The Media Research Center’s Tim Graham was in full condescension mode on a March 3 post:
When you proclaim yourself a fact-checking website, dedicated to helping people you believe are easily hornswoggled, that poor opinion of the audience can cause problems. Take satirical web sites. Do most readers understand the difference between jokey fake-news and real news?
Snopes.com followed other fact-checkers in warning about the Christian satire site Babylon Bee. But was anyone really going to buy this headline as real, Snopes? “CNN Purchases Industrial-Sized Washing Machine To Spin News Before Publication.” [This included the whimsical washer illustration to the right.] They felt the urgent need to call this out as “FALSE.”
Their humor-deprived headline was “Did CNN Purchase an Industrial-Sized Washing Machine to Spin News? The news media organization reportedly invested in mechanical assistance to help their journalists and news anchors spin the news before publication.”
[…]Nevertheless, David Mikkelson of Snopes reported he found people dumb enough to take this literally: “Although it should have been obvious that the Babylon Bee piece was just a spoof of the ongoing political brouhaha over alleged news media ‘bias’ and ‘fake news,’ some readers missed that aspect of the article and interpreted it literally.”

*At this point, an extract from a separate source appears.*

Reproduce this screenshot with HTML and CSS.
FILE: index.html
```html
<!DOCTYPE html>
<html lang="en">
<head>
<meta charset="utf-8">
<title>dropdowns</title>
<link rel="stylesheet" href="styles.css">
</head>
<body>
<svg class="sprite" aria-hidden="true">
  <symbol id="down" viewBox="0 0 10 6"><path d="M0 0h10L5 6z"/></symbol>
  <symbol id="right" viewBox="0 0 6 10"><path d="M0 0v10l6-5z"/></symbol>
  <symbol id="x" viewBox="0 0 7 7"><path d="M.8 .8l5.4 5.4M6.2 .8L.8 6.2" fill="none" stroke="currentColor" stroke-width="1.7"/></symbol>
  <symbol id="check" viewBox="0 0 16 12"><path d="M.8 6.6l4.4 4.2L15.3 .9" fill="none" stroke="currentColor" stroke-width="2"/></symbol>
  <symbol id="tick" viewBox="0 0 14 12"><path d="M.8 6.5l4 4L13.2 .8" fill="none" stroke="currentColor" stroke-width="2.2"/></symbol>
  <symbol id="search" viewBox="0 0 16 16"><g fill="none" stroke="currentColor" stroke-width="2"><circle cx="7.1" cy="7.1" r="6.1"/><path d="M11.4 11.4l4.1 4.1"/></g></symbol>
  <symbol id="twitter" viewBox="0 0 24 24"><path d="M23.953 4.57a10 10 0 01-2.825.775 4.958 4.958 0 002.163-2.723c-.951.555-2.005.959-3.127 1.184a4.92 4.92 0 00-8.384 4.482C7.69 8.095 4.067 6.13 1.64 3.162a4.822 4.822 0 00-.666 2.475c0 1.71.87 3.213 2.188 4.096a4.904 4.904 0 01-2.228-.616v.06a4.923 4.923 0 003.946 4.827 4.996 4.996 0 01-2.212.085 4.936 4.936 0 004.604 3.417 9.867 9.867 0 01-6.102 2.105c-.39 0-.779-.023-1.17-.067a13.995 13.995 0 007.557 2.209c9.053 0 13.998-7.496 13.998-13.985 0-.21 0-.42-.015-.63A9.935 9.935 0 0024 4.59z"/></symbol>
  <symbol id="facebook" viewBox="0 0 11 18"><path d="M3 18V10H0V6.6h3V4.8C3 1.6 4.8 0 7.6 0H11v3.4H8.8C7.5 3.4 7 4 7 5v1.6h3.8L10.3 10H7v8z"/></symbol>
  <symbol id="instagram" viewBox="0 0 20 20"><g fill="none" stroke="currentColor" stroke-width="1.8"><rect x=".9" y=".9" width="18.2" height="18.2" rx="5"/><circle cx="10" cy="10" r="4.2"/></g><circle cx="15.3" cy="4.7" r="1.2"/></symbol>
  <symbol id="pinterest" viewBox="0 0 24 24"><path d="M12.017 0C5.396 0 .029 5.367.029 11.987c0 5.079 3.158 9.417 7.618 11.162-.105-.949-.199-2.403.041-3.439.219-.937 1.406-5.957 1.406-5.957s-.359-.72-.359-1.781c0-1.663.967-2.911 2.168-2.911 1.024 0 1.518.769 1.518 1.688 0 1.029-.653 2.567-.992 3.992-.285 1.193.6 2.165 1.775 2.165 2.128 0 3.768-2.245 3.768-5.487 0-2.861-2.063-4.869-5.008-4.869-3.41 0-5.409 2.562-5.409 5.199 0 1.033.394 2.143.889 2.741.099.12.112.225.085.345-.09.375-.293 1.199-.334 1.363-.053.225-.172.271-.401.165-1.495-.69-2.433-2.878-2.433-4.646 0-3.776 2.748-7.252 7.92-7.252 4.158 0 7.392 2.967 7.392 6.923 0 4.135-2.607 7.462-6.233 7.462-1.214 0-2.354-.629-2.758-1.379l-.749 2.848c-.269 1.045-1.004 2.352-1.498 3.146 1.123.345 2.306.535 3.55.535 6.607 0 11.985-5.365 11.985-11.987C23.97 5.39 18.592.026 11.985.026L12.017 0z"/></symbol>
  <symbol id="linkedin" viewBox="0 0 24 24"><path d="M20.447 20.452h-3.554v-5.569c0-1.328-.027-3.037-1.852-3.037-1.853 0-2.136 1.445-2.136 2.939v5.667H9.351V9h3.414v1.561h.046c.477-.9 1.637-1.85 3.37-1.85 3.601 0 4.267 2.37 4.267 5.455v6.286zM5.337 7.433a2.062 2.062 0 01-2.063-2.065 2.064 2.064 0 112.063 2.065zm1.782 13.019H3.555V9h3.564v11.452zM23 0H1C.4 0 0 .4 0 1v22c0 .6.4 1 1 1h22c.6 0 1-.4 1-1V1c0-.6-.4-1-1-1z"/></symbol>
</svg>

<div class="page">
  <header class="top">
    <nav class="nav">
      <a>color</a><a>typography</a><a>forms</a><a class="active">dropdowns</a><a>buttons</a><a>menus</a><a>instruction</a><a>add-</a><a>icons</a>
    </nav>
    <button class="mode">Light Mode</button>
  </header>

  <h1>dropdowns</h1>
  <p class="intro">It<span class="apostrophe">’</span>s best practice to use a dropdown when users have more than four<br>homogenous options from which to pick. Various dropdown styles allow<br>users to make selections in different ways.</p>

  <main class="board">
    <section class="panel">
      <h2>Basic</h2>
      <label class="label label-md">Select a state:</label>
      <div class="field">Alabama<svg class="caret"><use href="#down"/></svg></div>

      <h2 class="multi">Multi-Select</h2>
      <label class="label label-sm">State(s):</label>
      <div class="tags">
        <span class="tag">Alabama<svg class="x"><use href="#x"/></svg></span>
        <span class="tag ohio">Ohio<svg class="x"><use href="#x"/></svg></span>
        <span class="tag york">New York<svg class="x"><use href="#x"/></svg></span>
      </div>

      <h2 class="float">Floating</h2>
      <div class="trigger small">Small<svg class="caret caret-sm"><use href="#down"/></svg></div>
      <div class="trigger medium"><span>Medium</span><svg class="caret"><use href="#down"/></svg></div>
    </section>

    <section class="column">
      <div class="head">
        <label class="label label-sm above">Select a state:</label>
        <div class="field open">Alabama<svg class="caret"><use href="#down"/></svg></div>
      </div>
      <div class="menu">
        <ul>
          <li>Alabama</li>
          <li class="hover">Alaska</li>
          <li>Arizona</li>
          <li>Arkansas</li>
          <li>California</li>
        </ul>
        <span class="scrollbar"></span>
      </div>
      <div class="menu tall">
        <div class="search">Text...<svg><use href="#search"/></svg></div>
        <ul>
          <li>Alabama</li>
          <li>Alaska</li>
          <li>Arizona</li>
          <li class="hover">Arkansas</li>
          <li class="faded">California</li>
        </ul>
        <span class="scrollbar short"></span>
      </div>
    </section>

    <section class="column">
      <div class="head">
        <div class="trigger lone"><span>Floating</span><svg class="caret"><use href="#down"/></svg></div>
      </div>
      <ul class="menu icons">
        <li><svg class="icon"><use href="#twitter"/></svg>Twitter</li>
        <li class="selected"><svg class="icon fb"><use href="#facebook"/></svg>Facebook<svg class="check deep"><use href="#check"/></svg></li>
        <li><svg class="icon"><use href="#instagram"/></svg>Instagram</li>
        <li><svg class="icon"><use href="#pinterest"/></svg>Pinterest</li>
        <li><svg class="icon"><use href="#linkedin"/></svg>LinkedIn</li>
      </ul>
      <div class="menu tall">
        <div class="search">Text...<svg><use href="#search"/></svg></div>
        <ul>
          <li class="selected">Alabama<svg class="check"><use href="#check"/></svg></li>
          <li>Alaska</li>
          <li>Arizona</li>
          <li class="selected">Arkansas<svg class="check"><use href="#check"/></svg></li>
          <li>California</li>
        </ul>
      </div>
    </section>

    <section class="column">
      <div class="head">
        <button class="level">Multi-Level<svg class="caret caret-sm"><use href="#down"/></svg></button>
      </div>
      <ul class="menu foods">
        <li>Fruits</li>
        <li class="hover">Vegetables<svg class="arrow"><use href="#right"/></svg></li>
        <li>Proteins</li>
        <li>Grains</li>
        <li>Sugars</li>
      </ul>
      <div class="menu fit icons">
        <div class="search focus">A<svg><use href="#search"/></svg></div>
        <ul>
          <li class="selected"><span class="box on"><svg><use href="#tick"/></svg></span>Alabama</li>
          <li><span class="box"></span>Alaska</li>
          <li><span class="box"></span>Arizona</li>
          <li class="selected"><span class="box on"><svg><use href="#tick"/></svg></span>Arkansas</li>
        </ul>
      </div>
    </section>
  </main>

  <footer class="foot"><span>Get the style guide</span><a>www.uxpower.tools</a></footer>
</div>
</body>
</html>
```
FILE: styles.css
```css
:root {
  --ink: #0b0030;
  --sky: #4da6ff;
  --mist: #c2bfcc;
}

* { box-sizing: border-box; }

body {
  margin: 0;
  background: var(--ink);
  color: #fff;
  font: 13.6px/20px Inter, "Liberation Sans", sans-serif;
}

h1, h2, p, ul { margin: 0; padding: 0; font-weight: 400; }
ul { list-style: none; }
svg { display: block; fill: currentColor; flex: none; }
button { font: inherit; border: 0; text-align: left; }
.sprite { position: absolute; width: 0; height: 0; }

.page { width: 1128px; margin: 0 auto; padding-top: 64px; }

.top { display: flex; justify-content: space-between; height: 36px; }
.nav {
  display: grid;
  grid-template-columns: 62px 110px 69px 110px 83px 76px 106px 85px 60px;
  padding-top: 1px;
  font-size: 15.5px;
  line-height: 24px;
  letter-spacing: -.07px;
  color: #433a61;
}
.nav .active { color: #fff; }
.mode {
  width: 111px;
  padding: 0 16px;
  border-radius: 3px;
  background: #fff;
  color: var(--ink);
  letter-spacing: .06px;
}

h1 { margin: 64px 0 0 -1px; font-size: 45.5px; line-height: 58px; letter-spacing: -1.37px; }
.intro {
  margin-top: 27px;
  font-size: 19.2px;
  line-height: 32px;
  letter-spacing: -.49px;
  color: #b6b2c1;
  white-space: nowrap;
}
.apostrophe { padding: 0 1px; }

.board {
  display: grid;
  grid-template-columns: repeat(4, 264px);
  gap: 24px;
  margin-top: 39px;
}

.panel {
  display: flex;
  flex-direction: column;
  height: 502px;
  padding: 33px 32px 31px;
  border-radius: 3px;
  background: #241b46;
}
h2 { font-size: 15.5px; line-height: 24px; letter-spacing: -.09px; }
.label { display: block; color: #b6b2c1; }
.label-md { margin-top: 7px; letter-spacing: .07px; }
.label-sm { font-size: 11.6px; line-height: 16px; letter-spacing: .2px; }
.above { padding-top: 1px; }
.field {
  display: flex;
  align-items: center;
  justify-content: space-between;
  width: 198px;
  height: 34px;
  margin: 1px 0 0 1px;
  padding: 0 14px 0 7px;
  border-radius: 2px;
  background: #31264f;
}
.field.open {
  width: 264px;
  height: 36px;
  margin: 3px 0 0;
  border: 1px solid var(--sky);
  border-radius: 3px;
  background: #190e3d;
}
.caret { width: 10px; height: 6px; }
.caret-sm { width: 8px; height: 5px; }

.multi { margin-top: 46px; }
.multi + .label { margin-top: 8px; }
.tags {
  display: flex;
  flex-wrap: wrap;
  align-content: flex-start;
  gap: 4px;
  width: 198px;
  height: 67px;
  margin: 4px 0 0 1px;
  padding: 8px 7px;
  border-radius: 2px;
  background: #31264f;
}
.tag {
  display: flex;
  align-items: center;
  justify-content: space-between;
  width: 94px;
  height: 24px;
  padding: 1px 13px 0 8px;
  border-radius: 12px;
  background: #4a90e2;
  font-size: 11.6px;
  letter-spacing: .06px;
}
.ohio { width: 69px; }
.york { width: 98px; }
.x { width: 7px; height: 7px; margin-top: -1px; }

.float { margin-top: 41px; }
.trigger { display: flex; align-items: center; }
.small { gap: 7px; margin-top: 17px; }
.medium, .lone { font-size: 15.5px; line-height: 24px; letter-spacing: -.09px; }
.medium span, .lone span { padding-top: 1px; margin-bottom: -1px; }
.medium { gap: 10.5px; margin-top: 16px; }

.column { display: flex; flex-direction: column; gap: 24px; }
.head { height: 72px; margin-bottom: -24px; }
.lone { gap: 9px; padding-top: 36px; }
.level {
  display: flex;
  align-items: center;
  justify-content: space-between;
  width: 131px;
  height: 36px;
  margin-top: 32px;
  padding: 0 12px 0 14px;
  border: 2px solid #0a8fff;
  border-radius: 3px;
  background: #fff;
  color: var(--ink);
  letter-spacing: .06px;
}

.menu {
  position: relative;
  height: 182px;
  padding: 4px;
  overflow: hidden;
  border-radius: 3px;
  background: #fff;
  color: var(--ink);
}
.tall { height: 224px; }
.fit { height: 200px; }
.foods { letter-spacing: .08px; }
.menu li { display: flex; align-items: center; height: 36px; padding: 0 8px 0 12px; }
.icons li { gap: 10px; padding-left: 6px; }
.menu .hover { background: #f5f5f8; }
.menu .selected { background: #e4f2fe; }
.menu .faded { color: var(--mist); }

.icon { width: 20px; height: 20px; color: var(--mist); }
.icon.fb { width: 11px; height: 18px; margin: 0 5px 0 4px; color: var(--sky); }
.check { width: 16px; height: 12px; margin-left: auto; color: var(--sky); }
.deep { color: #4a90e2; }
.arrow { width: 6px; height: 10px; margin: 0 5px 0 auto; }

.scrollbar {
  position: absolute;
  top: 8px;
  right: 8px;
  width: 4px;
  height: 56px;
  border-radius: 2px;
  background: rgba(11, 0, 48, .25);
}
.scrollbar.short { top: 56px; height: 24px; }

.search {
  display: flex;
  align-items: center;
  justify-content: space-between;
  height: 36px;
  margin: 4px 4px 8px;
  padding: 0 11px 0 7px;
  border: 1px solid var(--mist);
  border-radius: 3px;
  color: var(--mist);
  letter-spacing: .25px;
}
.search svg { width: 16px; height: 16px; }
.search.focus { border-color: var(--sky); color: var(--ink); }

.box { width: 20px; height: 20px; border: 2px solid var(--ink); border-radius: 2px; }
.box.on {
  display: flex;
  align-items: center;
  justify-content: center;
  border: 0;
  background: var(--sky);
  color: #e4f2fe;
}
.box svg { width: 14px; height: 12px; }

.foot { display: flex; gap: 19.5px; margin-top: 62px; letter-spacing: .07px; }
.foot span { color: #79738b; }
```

Guess what happened next? Facebook uses Snopes as one of its fake-news flagging sites, so Babylon Bee’s owner Adam Ford received a little note that an “independent fact checker” found “disputed” information in their humor. Facebook warned “Repeat offenders will see their distribution reduced and their ability to monetize and advertise removed.”
Funny thing, though: Two weeks earlier, Graham was very humor-deprived in fact-checking a comedy game show:
Everyone knows when the liberal comedians are joking, they’re just making up Fake News, right? Or does the audience suspect there’s a lot of truth behind the humor? Fans of the weekend NPR news quiz Wait! Wait! Don’t Tell Me! heard the notion that President Trump’s new budget “slashed” spending on everything, including Medicare and Medicaid.
Spending on those enormous health programs is never “slashed” — they grow by leaps and bounds, even if some spending formulas inside the program get adjusted, or the Republicans propose a lower trajectory of skyrocketing growth than Democrats — which is not“cuts.” Reporters (and comedians) never look at actual overall Medicare/Medicaid spending on a chart.
The moderate-to-liberal Committee for a Responsible Federal Budget reports that under the Trump budget proposal, “Between 2018 and 2028, nominal Medicare spending would grow by 120 percent instead of 134 percent.”
[…]Throwing in TBS and T.J. Maxx is a way to suggest there’s some serious fakery going on in this joke. But people might actually think this argument as a whole is true — that Trump is wildly slashing the social programs to buy “guns and tanks.”
But then, Graham is nothing if not humor-deprived, as painfully illustrated in a March 14 tirade against the Comedy Central “The Opposition” for mocking, yes, conservative humor for being humorless. Which seems to prove “The Opposition’s” skit correct.